## Supplied data
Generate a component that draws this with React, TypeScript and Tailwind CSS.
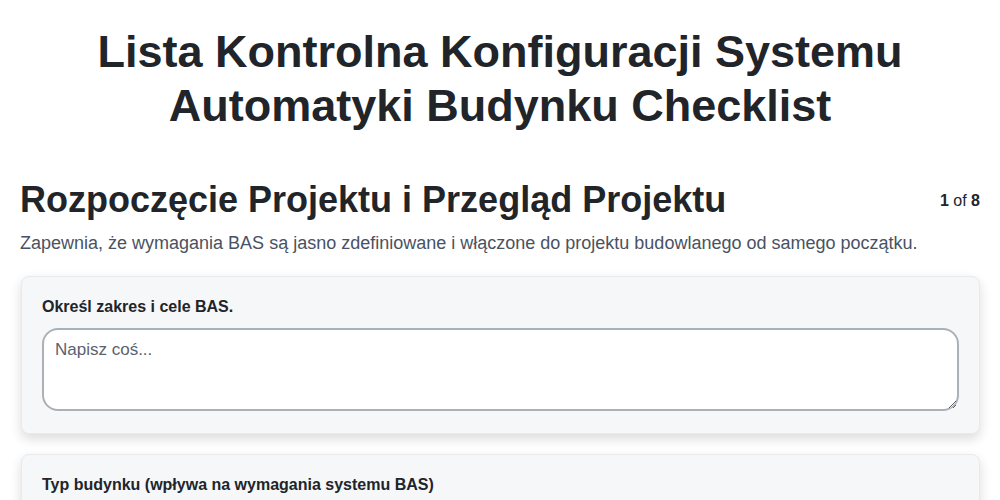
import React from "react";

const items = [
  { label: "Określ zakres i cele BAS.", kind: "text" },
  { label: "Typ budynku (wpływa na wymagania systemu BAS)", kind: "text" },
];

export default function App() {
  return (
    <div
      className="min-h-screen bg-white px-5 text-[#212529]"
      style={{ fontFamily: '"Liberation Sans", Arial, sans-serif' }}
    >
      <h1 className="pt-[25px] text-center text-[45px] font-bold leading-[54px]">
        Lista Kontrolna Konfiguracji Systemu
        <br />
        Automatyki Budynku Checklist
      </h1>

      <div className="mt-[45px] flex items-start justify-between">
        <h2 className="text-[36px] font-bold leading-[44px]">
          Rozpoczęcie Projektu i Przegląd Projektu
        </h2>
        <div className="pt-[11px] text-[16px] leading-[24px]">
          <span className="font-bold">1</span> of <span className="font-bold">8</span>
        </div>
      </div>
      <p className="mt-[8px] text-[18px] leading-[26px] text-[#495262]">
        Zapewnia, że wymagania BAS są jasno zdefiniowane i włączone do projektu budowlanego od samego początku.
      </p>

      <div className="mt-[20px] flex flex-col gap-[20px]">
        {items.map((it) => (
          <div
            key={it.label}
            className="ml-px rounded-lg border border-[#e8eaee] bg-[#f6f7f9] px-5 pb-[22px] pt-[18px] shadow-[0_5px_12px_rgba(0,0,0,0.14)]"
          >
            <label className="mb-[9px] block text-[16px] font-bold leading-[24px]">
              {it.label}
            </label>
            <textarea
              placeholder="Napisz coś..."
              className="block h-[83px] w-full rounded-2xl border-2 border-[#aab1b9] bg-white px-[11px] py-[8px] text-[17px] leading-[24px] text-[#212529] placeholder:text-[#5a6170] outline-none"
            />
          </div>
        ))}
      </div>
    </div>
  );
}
---
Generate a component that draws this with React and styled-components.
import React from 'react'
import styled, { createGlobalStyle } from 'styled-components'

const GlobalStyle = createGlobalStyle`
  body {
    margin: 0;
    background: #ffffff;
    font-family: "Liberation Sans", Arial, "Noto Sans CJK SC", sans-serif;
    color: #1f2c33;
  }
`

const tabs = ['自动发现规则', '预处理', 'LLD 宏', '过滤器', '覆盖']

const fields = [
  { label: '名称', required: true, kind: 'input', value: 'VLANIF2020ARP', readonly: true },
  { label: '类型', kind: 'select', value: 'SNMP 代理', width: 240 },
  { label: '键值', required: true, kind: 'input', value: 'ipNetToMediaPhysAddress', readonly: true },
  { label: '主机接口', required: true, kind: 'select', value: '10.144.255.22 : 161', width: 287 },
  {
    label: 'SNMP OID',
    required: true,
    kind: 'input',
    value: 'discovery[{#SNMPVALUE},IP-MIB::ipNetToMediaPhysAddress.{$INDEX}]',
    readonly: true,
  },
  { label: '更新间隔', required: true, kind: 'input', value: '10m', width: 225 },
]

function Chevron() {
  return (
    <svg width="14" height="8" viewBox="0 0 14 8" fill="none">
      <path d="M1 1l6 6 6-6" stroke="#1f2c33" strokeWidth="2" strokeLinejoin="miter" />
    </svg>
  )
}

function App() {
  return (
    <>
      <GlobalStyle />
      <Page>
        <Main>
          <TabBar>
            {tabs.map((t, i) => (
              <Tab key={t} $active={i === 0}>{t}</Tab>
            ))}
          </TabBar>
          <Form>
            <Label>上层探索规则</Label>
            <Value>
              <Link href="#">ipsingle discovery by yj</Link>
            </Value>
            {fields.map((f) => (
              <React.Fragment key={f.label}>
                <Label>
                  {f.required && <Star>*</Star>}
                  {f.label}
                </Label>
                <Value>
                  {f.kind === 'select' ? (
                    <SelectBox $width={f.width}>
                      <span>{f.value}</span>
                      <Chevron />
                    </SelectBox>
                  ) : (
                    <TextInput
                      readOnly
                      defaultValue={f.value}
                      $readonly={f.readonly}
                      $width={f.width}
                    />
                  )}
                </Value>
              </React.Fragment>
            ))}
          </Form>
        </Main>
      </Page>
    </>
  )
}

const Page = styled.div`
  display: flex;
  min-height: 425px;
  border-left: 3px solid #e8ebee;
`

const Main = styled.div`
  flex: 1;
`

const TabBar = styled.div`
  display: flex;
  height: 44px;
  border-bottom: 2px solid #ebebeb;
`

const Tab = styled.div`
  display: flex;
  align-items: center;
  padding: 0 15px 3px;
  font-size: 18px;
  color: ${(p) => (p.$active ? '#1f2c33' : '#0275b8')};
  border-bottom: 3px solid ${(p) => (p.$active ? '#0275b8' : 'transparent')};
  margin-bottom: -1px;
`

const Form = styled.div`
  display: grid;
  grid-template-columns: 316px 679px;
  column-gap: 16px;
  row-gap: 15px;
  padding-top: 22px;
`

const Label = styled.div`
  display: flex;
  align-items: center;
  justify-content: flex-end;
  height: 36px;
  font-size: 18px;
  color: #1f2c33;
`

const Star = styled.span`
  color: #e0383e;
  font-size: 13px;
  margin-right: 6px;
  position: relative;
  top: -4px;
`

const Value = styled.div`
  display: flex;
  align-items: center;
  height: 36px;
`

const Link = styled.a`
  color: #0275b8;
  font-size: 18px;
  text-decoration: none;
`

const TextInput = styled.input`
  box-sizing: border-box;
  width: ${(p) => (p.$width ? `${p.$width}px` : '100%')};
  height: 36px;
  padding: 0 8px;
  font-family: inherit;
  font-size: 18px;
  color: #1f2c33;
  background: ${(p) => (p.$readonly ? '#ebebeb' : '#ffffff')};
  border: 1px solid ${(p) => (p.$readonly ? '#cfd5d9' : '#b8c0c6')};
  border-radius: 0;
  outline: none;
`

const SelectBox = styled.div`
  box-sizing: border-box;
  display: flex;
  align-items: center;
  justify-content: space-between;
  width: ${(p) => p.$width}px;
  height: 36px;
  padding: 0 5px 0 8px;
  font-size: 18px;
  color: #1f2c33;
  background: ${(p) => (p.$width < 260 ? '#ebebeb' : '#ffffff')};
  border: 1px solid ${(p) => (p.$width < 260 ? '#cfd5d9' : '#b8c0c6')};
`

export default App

## What you will do
Pull every line containing "draws" from the data.

## Solution to the problem
Generate a component that draws this with React, TypeScript and Tailwind CSS.
Generate a component that draws this with React and styled-components.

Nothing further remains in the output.